Still, in lived political struggle, the language of freedom and sovereignty continues to organize concrete and ostensibly irreducible antagonisms in Iran and in discourse about it. To regard Iranian society as politically passive under this dual constraint, however, would be a profound misreading. Iran has repeatedly generated powerful movements from below—from the Constitutional Revolution to the upheavals of 1979 and continuing waves of labour, feminist, and social protest—making its political trajectory far more dynamic than external observers often assume.
Recognizing the history of political agency requires moving beyond simplified conceptual frames. To side with “freedom” risks aligning with external aggression and reproducing the trope of helpless Iranians awaiting rescue from imperial intervention. Invoking sovereignty alone, nonetheless, obscures forms of state violence that have long constrained a deeply rooted history of protest and socio-political mobilization. Iran’s future will be shaped neither by external intervention nor by abstract commitments to political ideals, but by struggles emerging from these material conditions.

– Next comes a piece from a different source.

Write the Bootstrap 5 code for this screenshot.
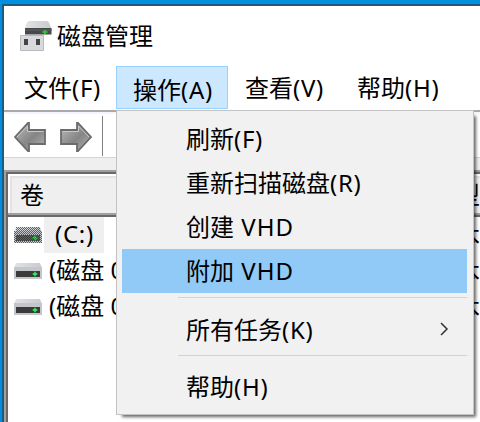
<!DOCTYPE html>
<html lang="zh-CN">
<head>
<meta charset="utf-8">
<title>磁盘管理</title>
<link href="https://cdn.jsdelivr.net/npm/bootstrap@5.3.0/dist/css/bootstrap.min.css" rel="stylesheet">
<style>
body{width:480px;height:422px;background:#0090df;color:#000;font:24px/36px "Noto Sans","Noto Sans CJK SC",sans-serif;white-space:nowrap}
.lat{letter-spacing:.7px}
.vhd{letter-spacing:1px;margin-left:1px}
.win{margin:4px 0 0 2px;width:478px;height:418px;border-left:2px solid #23597a;border-top:2px solid #23597a}
.title-row{height:60px;padding-left:15px}
.title-row svg{margin-right:2px}
.menu-row{height:44px;padding-left:2px}
.menu-row a{color:#000;text-decoration:none;height:43px;line-height:44px;padding-left:18px}
.menu-row a.open{width:112px;padding-left:16px;line-height:45px;background:#cce8ff;border:1px solid #99d1ff}
.tools{height:48px;border-top:2px solid #a9a9ad;border-bottom:1px solid #d5d5d5;padding:4px 0 0 9px;background:linear-gradient(#f3f6fc,#f3f6fc) 0 0/100% 2px no-repeat #fff}
.tools svg{margin-top:3px}
.rule-v{width:1px;height:40px;background:#808080;margin-left:9px}
.strip{height:12px;background:#efefef}
.frame{height:252px;border-left:2px solid #a0a0a0;border-top:2px solid #a0a0a0}
.inner-frame{height:250px;border-left:2px solid #696969;border-top:2px solid #696969}
.head-row{height:43px;background:#efefef;border-bottom:2px solid #696969;box-shadow:inset 0 -2px #a0a0a0,inset 2px 2px #fff,inset 4px 4px #e3e3e3;padding-left:12px}
.vol-row{height:36px;padding-left:6px}
.vol-row .name{height:36px;line-height:33px;width:376px;margin-left:7px;overflow:hidden}
.vol-row .sel{width:60px;margin-left:2px;margin-right:321px;background:#efefef;padding-left:11px}
.kind{line-height:35px;margin-left:7px}
.menu-pop{position:absolute;left:116px;top:110px;width:358px;height:305px;background:#f1f1f1;border:1px solid #c3c3c3;padding:6px 6px 5px 5px;box-shadow:4px 4px 3px -2px rgba(0,0,0,.6)}
.menu-pop a{height:44px;line-height:43px;padding-left:64px;padding-right:18px;color:#000;text-decoration:none}
.menu-pop a.hot{background:#91c9f7}
.menu-pop .sep{height:14px;padding:4px 0 0 56px}
.menu-pop .sep div{height:1px;background:#d2d2d2}
</style>
<script src="https://cdn.jsdelivr.net/npm/bootstrap@5.3.0/dist/js/bootstrap.bundle.min.js"></script>
</head>
<body class="overflow-hidden position-relative">
<svg width="0" height="0" class="position-absolute"><defs>
<linearGradient id="arr" x1="0" y1="0" x2="1" y2="1"><stop offset="0" stop-color="#bdbdbd"/><stop offset=".55" stop-color="#858585"/><stop offset="1" stop-color="#b5b5b5"/></linearGradient>
<linearGradient id="top"><stop offset="0" stop-color="#e2e3e6"/><stop offset="1" stop-color="#c9cacf"/></linearGradient>
<pattern id="dots" width="2" height="2" patternUnits="userSpaceOnUse"><path d="M0 0h1v1H0zM1 1h1v1H1z" fill="#0877cc"/></pattern>
<symbol id="drive" viewBox="0 0 28 16"><path d="M2 0h24l2 5H0z" fill="url(#top)"/><path d="M0 4h28v12H0z" fill="#c4c6cb"/><path d="M2 8h24v6H2z" fill="#3b3b3b"/><path d="M18 11h6M21 8v6" stroke="#167c2c" stroke-width="2"/><path d="M19 11h4M21 9v4" stroke="#4be85c" stroke-width="1.3"/></symbol>
</defs></svg>
<div class="win bg-white overflow-hidden">
  <div class="title-row d-flex align-items-center">
    <svg width="36" height="36" viewBox="0 0 36 36"><path d="M10 3h18q2 0 4 7H6q2-7 4-7z" fill="url(#top)"/><path d="M6 10h26.500v6.500H6z" fill="#46484a"/><path d="M6 12h27" stroke="#5e6062"/><path d="M23.500 14h5M26 12v4" stroke="#29c33a" stroke-width="2"/><path d="M1.500 17.500h23v15h-23z" fill="#d9d9dd" stroke="#b8b9bd"/><path d="M5 21h4v6H5zM17 21h4v6h-4z" fill="#444"/></svg>
    <span>磁盘管理</span>
  </div>
  <nav class="menu-row d-flex">
    <a href="#" style="width:110px">文件<span class="lat">(F)</span></a>
    <a href="#" class="open">操作<span class="lat">(A)</span></a>
    <a href="#" style="width:112px;padding-left:17px">查看<span class="lat">(V)</span></a>
    <a href="#" style="padding-left:17px">帮助<span class="lat">(H)</span></a>
  </nav>
  <div class="tools d-flex">
    <svg width="34" height="36" viewBox="0 0 34 36" class="flex-shrink-0"><path d="M2 18L15 4h1v7h16v14H16v7h-1z" fill="url(#arr)" stroke="#6b6b6b" stroke-width="1.800"/><path d="M4 18L14.500 7v5.500H30.500" fill="none" stroke="#c8c8c8"/></svg>
    <svg width="34" height="36" viewBox="0 0 34 36" class="flex-shrink-0" style="margin-left:12px"><path d="M32 18L19 4h-1v7H2v14h16v7h1z" fill="url(#arr)" stroke="#6b6b6b" stroke-width="1.800"/><path d="M30 18L19.500 7v5.500H3.500" fill="none" stroke="#c8c8c8"/></svg>
    <div class="rule-v"></div>
  </div>
  <div class="strip"></div>
  <div class="frame"><div class="inner-frame">
    <div class="head-row d-flex align-items-center"><span style="width:412px">卷</span><span>类型</span></div>
    <div class="vol-row d-flex align-items-center"><svg width="28" height="16" class="flex-shrink-0"><use href="#drive"/><path d="M2 0h24v4h2v12H0V4h2z" fill="url(#dots)"/></svg><span class="name sel flex-shrink-0 lat">(C:)</span><span class="kind">基本</span></div>
    <div class="vol-row d-flex align-items-center"><svg width="28" height="16" class="flex-shrink-0"><use href="#drive"/></svg><span class="name flex-shrink-0">(磁盘 0</span><span class="kind">基本</span></div>
    <div class="vol-row d-flex align-items-center"><svg width="28" height="16" class="flex-shrink-0"><use href="#drive"/></svg><span class="name flex-shrink-0">(磁盘 0</span><span class="kind">基本</span></div>
  </div></div>
</div>
<div class="menu-pop d-flex flex-column">
  <a href="#">刷新<span class="lat">(F)</span></a>
  <a href="#">重新扫描磁盘<span class="lat">(R)</span></a>
  <a href="#">创建 <span class="vhd">VHD</span></a>
  <a href="#" class="hot">附加 <span class="vhd">VHD</span></a>
  <div class="sep"><div></div></div>
  <a href="#" class="d-flex justify-content-between align-items-center"><span>所有任务<span class="lat">(K)</span></span><svg width="10" height="14" viewBox="0 0 10 14"><path d="M2 1l6 6-6 6" fill="none" stroke="#333" stroke-width="1.500"/></svg></a>
  <div class="sep"><div></div></div>
  <a href="#">帮助<span class="lat">(H)</span></a>
</div>
</body>
</html>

It follows that the crisis surrounding Iran does not present a choice between sovereignty and freedom. Instead, it reveals how both are produced within a global political-economic order whose contradictions now operate inside Iran, across its labour regime, institutional arrangements, and recurring cycles of protest and repression. Power, accumulation, and resistance do not stand apart; they are mutually constitutive expressions of the same condition.
If this is the terrain on which the crisis unfolds, then there is no exit from such a form of unfreedom but through the agency of the Iranian people as conscious historical actors; transformative emancipation can only be realized through them and cannot be delivered from elsewhere.